Sorry. So what we really want to know is things predictive
behavior. We want to know what's coming. We not necessarily really
care as much about what's happened. We can usually
track that, but we want to know what's coming as well. Prediction is
only good as that. Precision and accuracy. Can you trust the data?
And is the data telling you the truth? Right here.
When we look at this, at the historical change environments,
we want to make sure that we're using the right thing.
So a sudden change basically says, I was running along fine and all of
a sudden I've got 70% more demand coming in,
let me know. Historical says on Tuesdays
at noon, my workload drops down
so I can shut things down. But at 01:00 it comes back
up. So let me plan to bring things back up.
Oh, look, this Tuesday at 12:00 the workload didn't
fall off for that. And of course, trend lines being stationary.

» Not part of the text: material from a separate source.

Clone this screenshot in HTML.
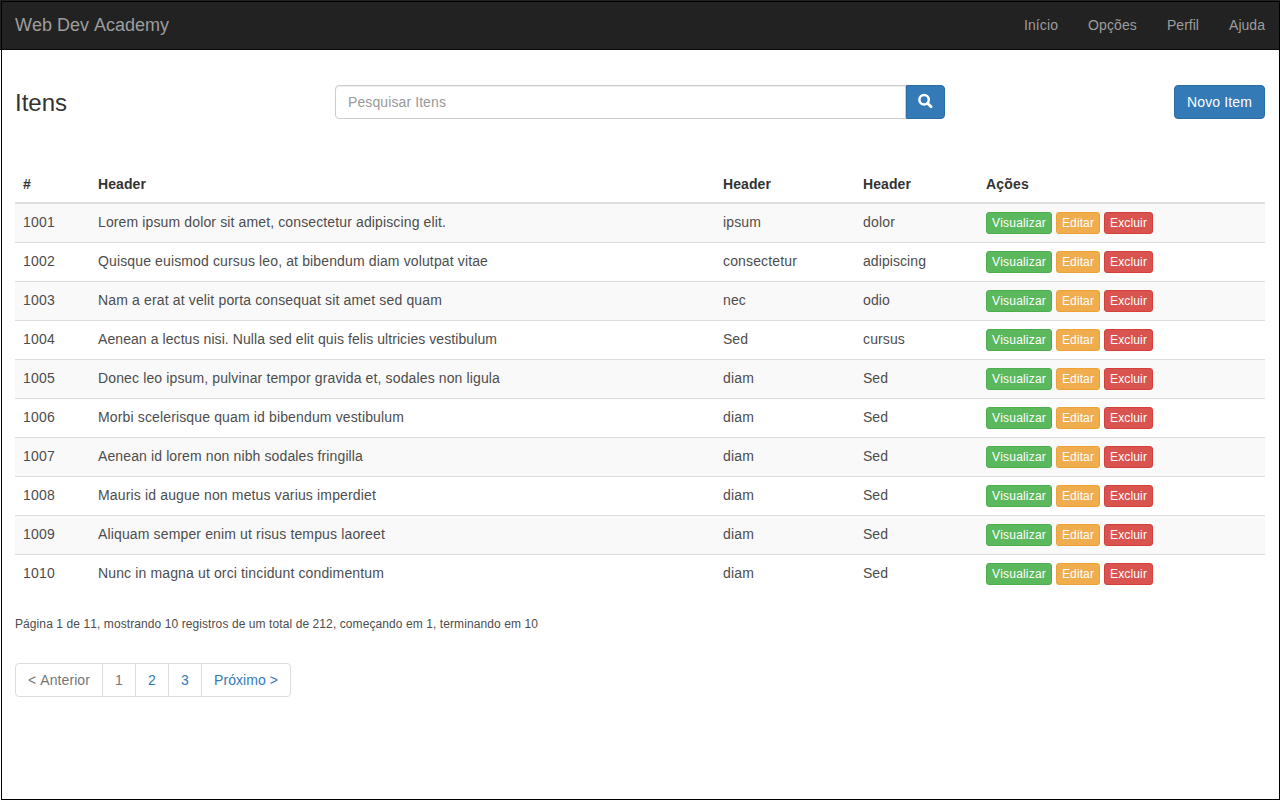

In any case, with predictive behavior, you can expect to see some
level of false positives as well as false negatives inside of here.
Does it make sense to compare current signals to the observed value
last week? Or could values from the preceding hour
make a better baseline? Sort of that historic change
versus historic anomaly versus
sudden change structures. However, whenever you're
looking at this, particularly at historic data,
use the median. The means will float up and down. Should you
have outliers, the medians pretty much have
a much more comfortable range that they stay in.
So again, summing up observability is only as
useful as your data's precision and accuracy. If you can't trust it and
can't trust it each time, it's worthless here.
And you need to consider the elastic, ephemeral,
and SKU aspects of these complex infrastructural
environments here. And while we look at prediction has a target,
we need to keep in mind that there's a difference between extrapolation and interpolation,
and keep in mind that in any case we may end
up with false positives or false negatives.
And finally, a closing thought here. The most effective debugging tool
is still careful thought coupled with judiciously praised print
statements. Brian Kernegan said this back in 1979
in Unix for beginners, observability is
the new print statement. And with
that, thanks for listening to me today. Thanks for letting me come to the
Conf 42 conference and enjoy the rest of your conference.